Protect the victim

“Protecting the victim should not involve intentionally punishing the aggressor, either physically or by even frowning at the aggressor.”
– Sarah Fitz-Claridge


From the archives: The original post was posted on 8th June, 2000

“Why is it always unacceptable to coerce?”

I don’t believe that it always is. Coercion is harmful. But whether it is immoral or not depends on the situation and in particular on the obligations that the parties have towards each other.

There are circumstances when coercion is right. Sometimes—in the sort of Force 10 emergencies the poster is referring to (see below)—the least harmful option will involve coercion in defence of the victim. That is to say, coercion in the sense I mean—in that defending the victim may place the aggressor in a state of distressing conflict. It does not follow from that that protecting the victim should involve intentionally punishing the aggressor, either physically or by even frowning at the aggressor.

Nevertheless, sometimes, protecting the victim does mean physically separating the parties, by removing the aggressor, for example. The point is, though, that that sort of situation is all about damage limitation—trying to preserve any knowledge-creating the victim was engaged in, and the knowledge-creating institutions of the family. But the aggressor is unlikely to be helped by the (justified) coercion.

“For example, when a child wants to hurt someone, wouldn’t the person’s rights outweigh the child’s right/need to be uncoerced?”

Taking Children Seriously is not about weighing rights. What we are trying to do is to facilitate (or not impede!) the growth of knowledge, reason.

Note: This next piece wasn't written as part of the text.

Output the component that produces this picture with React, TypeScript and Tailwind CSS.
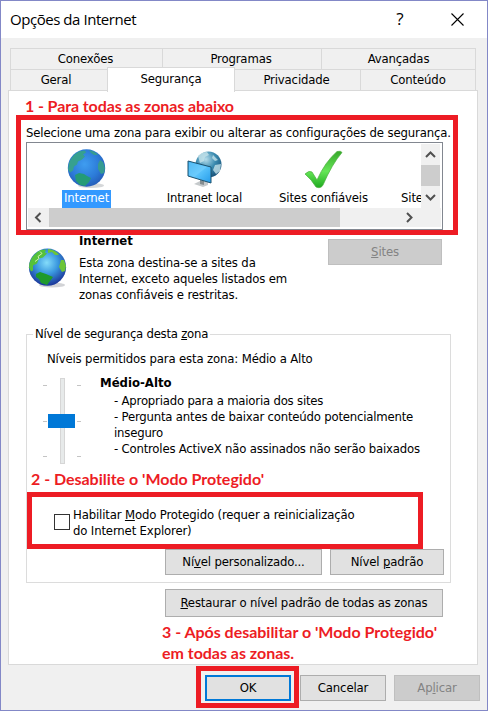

That does not mean do not intervene. It does not mean “If one child is beating up another, do nothing.”

To reiterate:

When Little Leanne is hitting Little Scott, she must be separated from him. That is a force 10 emergency. The victim must be protected. For instance, Scott’s parents, or someone acting on behalf of his parents, should step in and get in the way so that they get hit rather than him. Then they should tell Leanne that this hurts, and that they don’t like it, and they think it’s wrong. They should ask her what she wants, and find better ways for her to get it.

Children should indeed be able to expect not to be intentionally hurt, not to have their rights violated. Where there is an act of violence between two children, you should protect both of them from being hurt, but if you can tell who the aggressor was, and you can find no way of protecting the victim other than removing the aggressor, then that is what you must do. It is rarely a good idea to remove the victim (unless the situation is a one-off or you can’t tell who was the aggressor) because if there is a recurring irrational syndrome, in which one child is specifically trying to stop the other having fun, then to remove the victim is simply to become part of the syndrome yourself.

What we are trying to do is to preserve any knowledge-creating going on, and if one child is happily engaged in creating new knowledge and another comes along and launches an attack on the other child, the least damaging option (the option that least impairs the rebuilding of the family’s consent- and knowledge-building mechanisms) would be to remove the aggressor, thus at least allowing the other child to continue having fun and creating new knowledge.

You must tell Leanne that hitting innocent people isn’t right. That is the basis of everything else you can say to her about it. But it must be said in a way that can have no possible threat behind it. Assume that she will want to know this; make sure she knows that you assume this.

Some people tend to err on the side of ignoring the moral dimension, because they fear that that might be coercive. But that is not true. The moral dimension is part of the means for the children to find solutions. They need to know. Of course they need to make their own decisions, but they need to know the best available theories about right and wrong; and not just in the form of a platitude, but in the form of practical advice.

But telling the aggressor moral theories and protecting the victim etc., etc., are not going to work unless you also address the reason that Leanne is doing this.

Telling Leanne the general moral theory is not a crisis management technique, and it need only happen once or twice. Talking about morality ought to be a thing that parents do with their children from time to time; and when Leanne is angry and has just violated one of these moral imperatives is probably the worst possible time to talk to her about this. But you could do it while watching TV, say. When a relevant situation comes up, you could discuss it, including talking about the morality of that situation, and say what the aggressor on the programme should have done and why.